Date: Thursday, May 7th
Time: 10AM-11AM (Pacific Time)

This is a hybrid event held in person and virtually over Zoom.
Location (In-person): Soda 511

Abstract:
Applications such as live video analytics, robotics, and autonomous vehicles require streaming perception to respond rapidly to evolving scenes, while balancing accuracy, latency, and compute cost. In conventional perception, scaling to larger models or higher-resolution inputs can improve accuracy. In streaming settings, however, the added latency can make predictions stale or unusable, and the accuracy increase from more computation can vary substantially across a video.

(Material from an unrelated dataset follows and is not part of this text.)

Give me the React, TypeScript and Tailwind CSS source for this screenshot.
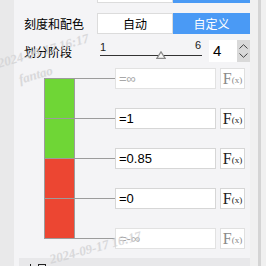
import React from "react";

const cjk = { fontFamily: '"Noto Sans CJK SC", "Noto Sans", sans-serif' };
const sans = { fontFamily: '"Liberation Sans", Arial, sans-serif' };
const serif = { fontFamily: '"Liberation Serif", "Times New Roman", serif' };

function Fx({ disabled }: { disabled?: boolean }) {
  return (
    <div
      className={`w-[25px] h-[21px] bg-white border flex items-center justify-center ${
        disabled ? "border-[#e0e0e0] text-[#8a8a8a]" : "border-[#d6d6d6] text-[#222]"
      }`}
      style={serif}
    >
      <span className="text-[16px] leading-none">F</span>
      <span className="text-[9px] leading-none mt-[3px]">(x)</span>
    </div>
  );
}

function Row({ value, disabled }: { value: string; disabled?: boolean }) {
  return (
    <div className="flex items-center h-[21px]">
      <div className="w-[41px] h-px bg-[#9c9c9c]" />
      <div
        className={`w-[101px] h-[21px] bg-white border flex items-center pl-[3px] text-[13px] ${
          disabled ? "border-[#e2e2e2] text-[#a8a8a8]" : "border-[#d6d6d6] text-black"
        }`}
        style={sans}
      >
        {value}
      </div>
      <div className="w-[4px]" />
      <Fx disabled={disabled} />
    </div>
  );
}

export default function App() {
  return (
    <div className="w-[266px] h-[266px] flex overflow-hidden relative" style={cjk}>
      <div className="w-[14px] h-full bg-[#e9e9ea]" />
      <div className="w-[236px] h-full bg-[#f4f4f6] flex flex-col">
        {/* cut previous toggle row */}
        <div className="flex h-[3px] items-end">
          <div className="w-[83px]" />
          <div className="w-[76px] h-[3px] bg-white border-b border-x border-[#dcdcdc]" />
          <div className="w-[77px] h-[3px] bg-[#4a9af5]" />
        </div>
        {/* row 1 */}
        <div className="flex items-center h-[21px] mt-[10px]">
          <div className="w-[83px] pl-[10px] text-[12px] text-black">刻度和配色</div>
          <div className="w-[76px] h-[21px] bg-white border border-[#dcdcdc] flex items-center justify-center text-[12px] text-black">
            自动
          </div>
          <div className="w-[77px] h-[21px] bg-[#4a9af5] flex items-center justify-center text-[12px] text-white">
            自定义
          </div>
        </div>
        {/* row 2 */}
        <div className="flex items-start h-[22px] mt-[6px]">
          <div className="w-[86px] pl-[10px] pt-[4px] text-[12px] text-black leading-[16px]">划分阶段</div>
          <div className="w-[102px] h-[22px] relative">
            <div className="absolute left-0 top-[2px] text-[11px] text-[#222] leading-none" style={sans}>1</div>
            <div className="absolute left-[95px] top-[0px] text-[11px] text-[#222] leading-none" style={sans}>6</div>
            <div className="absolute left-0 top-[15px] w-[102px] h-px bg-[#333]" />
            <svg className="absolute left-[56px] top-[11px]" width="10" height="8" viewBox="0 0 10 8">
              <polygon points="5,0.8 9.2,7.3 0.8,7.3" fill="#f7f7f7" stroke="#8a8a8a" strokeWidth="1.2" />
            </svg>
          </div>
          <div className="w-[7px]" />
          <div className="w-[28px] h-[22px] bg-white flex items-center pl-[4px] text-[15px] text-black" style={sans}>
            4
          </div>
          <div className="w-[13px] h-[22px] bg-[#d9d9d9] flex flex-col items-center justify-center gap-[4px]">
            <svg width="9" height="5" viewBox="0 0 9 5">
              <polyline points="0.5,4.5 4.5,0.7 8.5,4.5" fill="none" stroke="#444" strokeWidth="1" />
            </svg>
            <svg width="9" height="5" viewBox="0 0 9 5">
              <polyline points="0.5,0.5 4.5,4.3 8.5,0.5" fill="none" stroke="#444" strokeWidth="1" />
            </svg>
          </div>
        </div>
        {/* color area */}
        <div className="flex mt-[6px]">
          <div className="w-[30px]" />
          <div className="w-[31px] mt-[10px] flex flex-col">
            <div className="h-[40px] bg-[#6fd636] border-t border-x border-[#9c9c9c]" />
            <div className="h-[40px] bg-[#6fd636] border-t border-x border-[#9c9c9c]" />
            <div className="h-[40px] bg-[#ec4632] border-t border-x border-[#9c9c9c]" />
            <div className="h-[41px] bg-[#ec4632] border-y border-x border-[#9c9c9c]" />
          </div>
          <div className="flex flex-col gap-[19px] ml-[-1px]">
            <Row value="=∞" disabled />
            <Row value="=1" />
            <Row value="=0.85" />
            <Row value="=0" />
            <Row value="=-∞" disabled />
          </div>
        </div>
        {/* bottom band */}
        <div className="flex mt-[9px] ml-[5px] h-[12px] bg-[#e8e8ea] items-start pl-[8px] gap-[4px]">
          <div className="relative w-[7px] h-[6px] mt-[6px]">
            <div className="absolute left-[3px] top-0 w-px h-[6px] bg-[#222]" />
            <div className="absolute left-0 top-[3px] w-[7px] h-px bg-[#222]" />
          </div>
          <div className="w-[8px] h-[8px] border border-[#222] mt-[6px]" />
        </div>
      </div>
      <div className="w-[16px] h-full bg-[#f0f0f0] flex">
        <div className="w-[8px]" />
        <div className="w-[3px] h-full bg-[#d4d4d4]" />
      </div>
      {/* watermarks */}
      <div
        className="absolute left-[-2px] top-[54px] text-[13px] font-bold italic text-[#d2d2d4] whitespace-nowrap pointer-events-none -rotate-[16deg] origin-left opacity-80"
        style={serif}
      >
        2024-09-17 16:17
      </div>
      <div
        className="absolute left-[19px] top-[70px] text-[13px] font-bold italic text-[#d2d2d4] whitespace-nowrap pointer-events-none -rotate-[16deg] origin-left opacity-80"
        style={serif}
      >
        fantao
      </div>
      <div
        className="absolute left-[50px] top-[250px] text-[13px] font-bold italic text-[#d2d2d4] whitespace-nowrap pointer-events-none -rotate-[15deg] origin-left opacity-80"
        style={serif}
      >
        2024-09-17 16:17
      </div>
    </div>
  );
}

To better exploit high-compute methods, this talk frames streaming perception as a test-time compute allocation problem: rather than fixing one inference configuration before deployment, systems should decide at runtime when additional computation is likely to improve end-to-end streaming perception quality. The central observation is that the trade off among accuracy, latency, and cost is context-dependent and can be estimated from the scene dynamics. Building on this observation, I show how streaming perception systems can selectively invoke high-compute methods when their expected accuracy benefit outweighs their latency and cost.